The words "for a limited time" may indicate the legislature's sensitivity to voter reaction to taxes and fees. But the act itself indicates a requirement for building a nation: bridges.

• The same kinds of concerns are reflected in "an act to enable the governor of this commonwealth to incorporate a company for making an artificial road from the city of Philadelphia to the borough of Lancaster."

Those who have visited Niagara Falls may remember a moment spent looking at a map of the area and coming to the realization that, in earlier times, the rivers served as the highways and superhighways of the day.
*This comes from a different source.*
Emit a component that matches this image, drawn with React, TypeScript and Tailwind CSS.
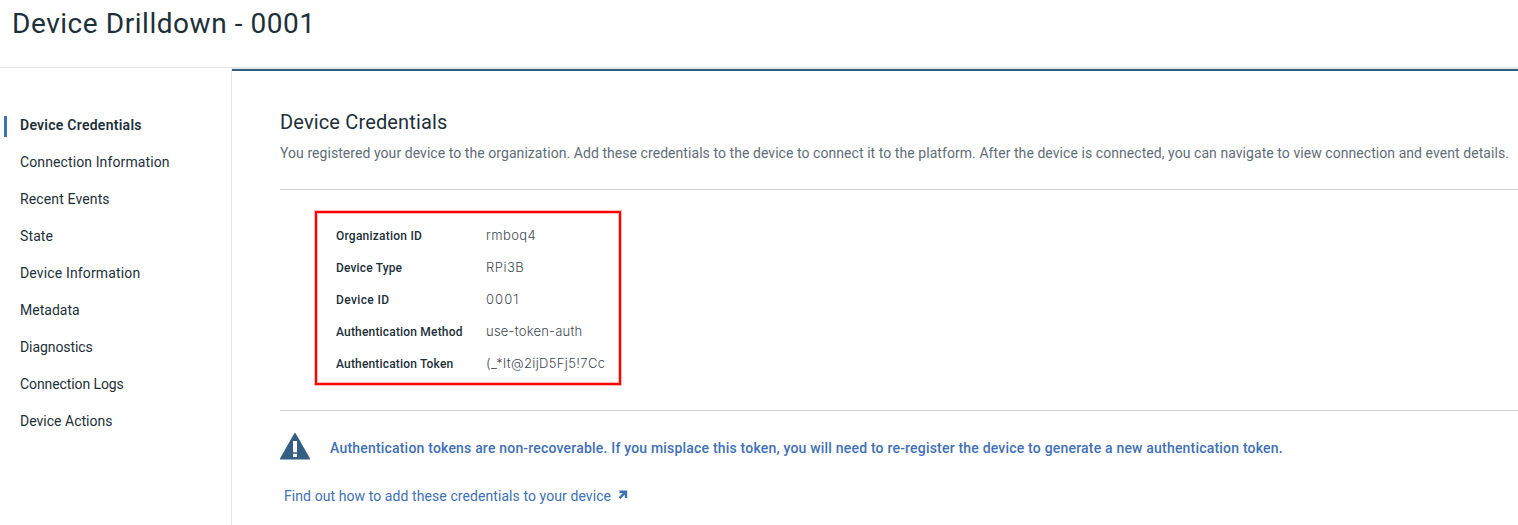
const navItems = [
  { label: "Device Credentials", tracking: "tracking-[0.26px]" },
  { label: "Connection Information", tracking: "tracking-[0.11px]" },
  { label: "Recent Events", tracking: "tracking-[0.13px]" },
  { label: "State", tracking: "tracking-[0.12px]" },
  { label: "Device Information", tracking: "tracking-[0.15px]" },
  { label: "Metadata", tracking: "tracking-[0.02px]" },
  { label: "Diagnostics", tracking: "tracking-[-0.08px]" },
  { label: "Connection Logs", tracking: "tracking-[-0.09px]" },
  { label: "Device Actions", tracking: "tracking-[0.01px]" },
];

const credentials = [
  { label: "Organization ID", lt: "tracking-[0.23px]", value: "rmboq4", vt: "tracking-[0.386px]" },
  { label: "Device Type", lt: "tracking-[0.15px]", value: "RPi3B", vt: "tracking-[0.5px]" },
  { label: "Device ID", lt: "tracking-[0.37px]", value: "0001", vt: "tracking-[1.05px]" },
  { label: "Authentication Method", lt: "tracking-[0.18px]", value: "use-token-auth", vt: "tracking-[0.233px]" },
  { label: "Authentication Token", lt: "tracking-[0.17px]", value: "(_*lt@2ijD5Fj5!7Cc", vt: "tracking-[0.36px]" },
];

function Sidebar() {
  return (
    <nav className="w-[232px] shrink-0 border-r border-[#e6e6e6] pt-[38px]">
      <ul>
        {navItems.map((item, i) => (
          <li key={item.label} className="flex h-[37px] items-center pl-1">
            <span className={i === 0 ? "mt-[3px] h-[21px] w-[3px] bg-[#4070b5]" : "h-[21px] w-[3px]"} />
            <a
              className={`pl-[13px] text-sm leading-5 whitespace-nowrap ${item.tracking} ${i === 0 ? "font-semibold" : ""}`}
            >
              {item.label}
            </a>
          </li>
        ))}
      </ul>
    </nav>
  );
}

function WarningIcon() {
  return (
    <svg width="30" height="27" viewBox="0 0 30 27" className="shrink-0">
      <path d="M14.2 0.6Q15-0.4 15.8 0.6L30 25.5V26.4H0V25.5Z" fill="#355f82" />
      <path d="M13 8h4v11.2h-4zM13 20.7h4v3.3h-4z" fill="#fff" />
    </svg>
  );
}

export default function App() {
  return (
    <div className="flex h-[525px] w-full flex-col overflow-hidden bg-white font-['Roboto',sans-serif] text-[#1d3039]">
      <header className="h-[68px] shrink-0 border-b border-[#e6e6e6] pl-3 pt-[5px]">
        <h1 className="text-[28px] leading-[38px] tracking-[0.55px]">Device Drilldown - 0001</h1>
      </header>
      <div className="flex min-h-0 flex-1">
        <Sidebar />
        <main className="flex min-w-0 flex-1 flex-col border-t border-[#e6e6e6]">
          <div className="h-[2px] shrink-0 bg-[#325c80]" />
          <div className="flex flex-col pl-12 pt-[37px]">
            <h2 className="text-xl leading-7 tracking-[0.15px]">Device Credentials</h2>
            <p className="mt-[7px] text-sm leading-5 tracking-[0.06px] whitespace-nowrap text-[#5f6d77]">
              You registered your device to the organization. Add these credentials to the device to connect it to the
              platform. After the device is connected, you can navigate to view connection and event details.
            </p>
            <div className="mt-[26px] h-[222px] border-y border-[#d8d8d8] pl-[35px] pt-[21px]">
              <dl className="h-[174px] w-[306px] border-2 border-[#ff0000] pl-[19px] pt-[7px] shadow-[0_0_0_1px_#ffbdbd,inset_0_0_0_1px_#ffbdbd]">
                {credentials.map((c) => (
                  <div key={c.label} className="flex h-8 items-center whitespace-nowrap">
                    <dt className={`w-[150px] text-xs font-medium ${c.lt}`}>{c.label}</dt>
                    <dd className={`font-['Inter',sans-serif] text-[13px] font-light text-[#3f4a52] ${c.vt}`}>{c.value}</dd>
                  </div>
                ))}
              </dl>
            </div>
            <div className="mt-[22px] flex h-[27px] items-center gap-5">
              <WarningIcon />
              <p className="mt-[3px] text-sm leading-5 font-medium tracking-[0.195px] whitespace-nowrap text-[#4070b5]">
                Authentication tokens are non-recoverable. If you misplace this token, you will need to re-register the
                device to generate a new authentication token.
              </p>
            </div>
            <a className="mt-[26px] flex items-center gap-[7px] pl-1 text-sm leading-5 tracking-[0.08px] text-[#4070b5]">
              Find out how to add these credentials to your device
              <svg width="10" height="10" viewBox="0 0 10 10" className="-mt-0.5">
                <path d="M1.5 1.7H8V8M8 1.7 1.5 8.2" fill="none" stroke="#4070b5" strokeWidth="2.4" />
              </svg>
            </a>
          </div>
        </main>
      </div>
    </div>
  );
}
It was in an attempt to gain more use from two natural highways by opening an artificial river that legislature was dealing with:

• "An act to enable the governor of the Commonwealth to incorporate a company for opening a canal and water communication between the rivers Delaware and Schuylkill."

The lining of the trunk in the Pennsylvania House tells us how a young state went about building the political, legal and transportation infrastructure of a new state and nation.

Poft fcript

That a trunk in the Pennsylvania House was fitted out with a lining carrying the proceedings from the Pennsylvania legislature seems fitting.

Historians' best guess is that the name of the Pennsylvania House is part of the story of nation building, as well.

Operated now by the Lagonda Chapter, Daughters of the American Revolution, the museum's Web site says the museum was given its original name by an early innkeeper "out of respect for his native state or out of a desire to attract the numerous Pennsylvanians traveling the National Road."

Many of those Pennsylvanians traveling the National Road were indeed involved in helping to build the rest of the nation.

Some of them helped to build the city of Springfield.

Perhaps best known are the Warders, a Philadelphia family that brought its traveling trunks to Springfield in 1830.

A generation later, the family name would appear on the letterhead of Warder, Bushnell and Glessner, a firm that produced agricultural machinery and a governor, and helped to build Springfield into a city of note on a growing nation's industrial map.

How they lined their trunks, we don't know.